> [AIM OF THE TASK] Return all of the data exactly as written, without the pictures.

━━━ DATA PROVIDED

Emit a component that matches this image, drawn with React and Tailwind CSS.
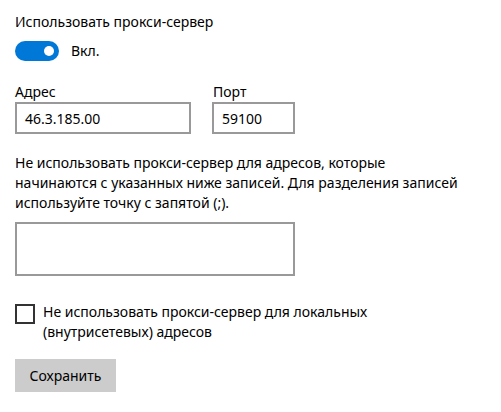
export default function App() {
  return (
    <div
      className="w-[501px] h-[412px] bg-white text-black px-[15px] pt-[12px]"
      style={{ fontFamily: '"Noto Sans", "Segoe UI", sans-serif' }}
    >
      <div className="text-[14px] leading-[20px]">Использовать прокси-сервер</div>
      <div className="mt-[9px] flex items-center h-[20px]">
        <div className="w-[44px] h-[20px] rounded-full bg-[#0078d7] flex items-center justify-end pr-[5px]">
          <div className="w-[10px] h-[10px] rounded-full bg-white" />
        </div>
        <span className="ml-[12px] text-[14px] leading-[20px]">Вкл.</span>
      </div>
      <div className="mt-[21px] flex">
        <div className="flex flex-col">
          <div className="text-[14px] leading-[20px]">Адрес</div>
          <div className="w-[176px] h-[32px] border-2 border-[#999999] flex items-center pl-[8px] text-[14px]">
            46.3.185.00
          </div>
        </div>
        <div className="flex flex-col ml-[21px]">
          <div className="text-[14px] leading-[20px] pl-[1px]">Порт</div>
          <div className="w-[83px] h-[32px] border-2 border-[#999999] flex items-center pl-[8px] text-[14px]">
            59100
          </div>
        </div>
      </div>
      <div className="mt-[19px] text-[14px] leading-[20px]">
        Не использовать прокси-сервер для адресов, которые
        <br />
        начинаются с указанных ниже записей. Для разделения записей
        <br />
        используйте точку с запятой (;).
      </div>
      <div className="mt-[9px] w-[280px] h-[54px] border-2 border-[#999999]" />
      <div className="mt-[26px] flex items-start">
        <div className="mt-[2px] w-[20px] h-[20px] border-2 border-[#333333] shrink-0" />
        <div className="ml-[8px] text-[14px] leading-[20px]">
          Не использовать прокси-сервер для локальных
          <br />
          (внутрисетевых) адресов
        </div>
      </div>
      <div className="mt-[17px] w-[101px] h-[33px] bg-[#cccccc] flex items-center justify-center text-[14px]">
        Сохранить
      </div>
    </div>
  );
}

━━━━━━

> [EXERCISE RESULT]
Emit a component that matches this image, drawn with React and Tailwind CSS.
export default function App() {
  return (
    <div
      className="w-[501px] h-[412px] bg-white text-black px-[15px] pt-[12px]"
      style={{ fontFamily: '"Noto Sans", "Segoe UI", sans-serif' }}
    >
      <div className="text-[14px] leading-[20px]">Использовать прокси-сервер</div>
      <div className="mt-[9px] flex items-center h-[20px]">
        <div className="w-[44px] h-[20px] rounded-full bg-[#0078d7] flex items-center justify-end pr-[5px]">
          <div className="w-[10px] h-[10px] rounded-full bg-white" />
        </div>
        <span className="ml-[12px] text-[14px] leading-[20px]">Вкл.</span>
      </div>
      <div className="mt-[21px] flex">
        <div className="flex flex-col">
          <div className="text-[14px] leading-[20px]">Адрес</div>
          <div className="w-[176px] h-[32px] border-2 border-[#999999] flex items-center pl-[8px] text-[14px]">
            46.3.185.00
          </div>
        </div>
        <div className="flex flex-col ml-[21px]">
          <div className="text-[14px] leading-[20px] pl-[1px]">Порт</div>
          <div className="w-[83px] h-[32px] border-2 border-[#999999] flex items-center pl-[8px] text-[14px]">
            59100
          </div>
        </div>
      </div>
      <div className="mt-[19px] text-[14px] leading-[20px]">
        Не использовать прокси-сервер для адресов, которые
        <br />
        начинаются с указанных ниже записей. Для разделения записей
        <br />
        используйте точку с запятой (;).
      </div>
      <div className="mt-[9px] w-[280px] h-[54px] border-2 border-[#999999]" />
      <div className="mt-[26px] flex items-start">
        <div className="mt-[2px] w-[20px] h-[20px] border-2 border-[#333333] shrink-0" />
        <div className="ml-[8px] text-[14px] leading-[20px]">
          Не использовать прокси-сервер для локальных
          <br />
          (внутрисетевых) адресов
        </div>
      </div>
      <div className="mt-[17px] w-[101px] h-[33px] bg-[#cccccc] flex items-center justify-center text-[14px]">
        Сохранить
      </div>
    </div>
  );
}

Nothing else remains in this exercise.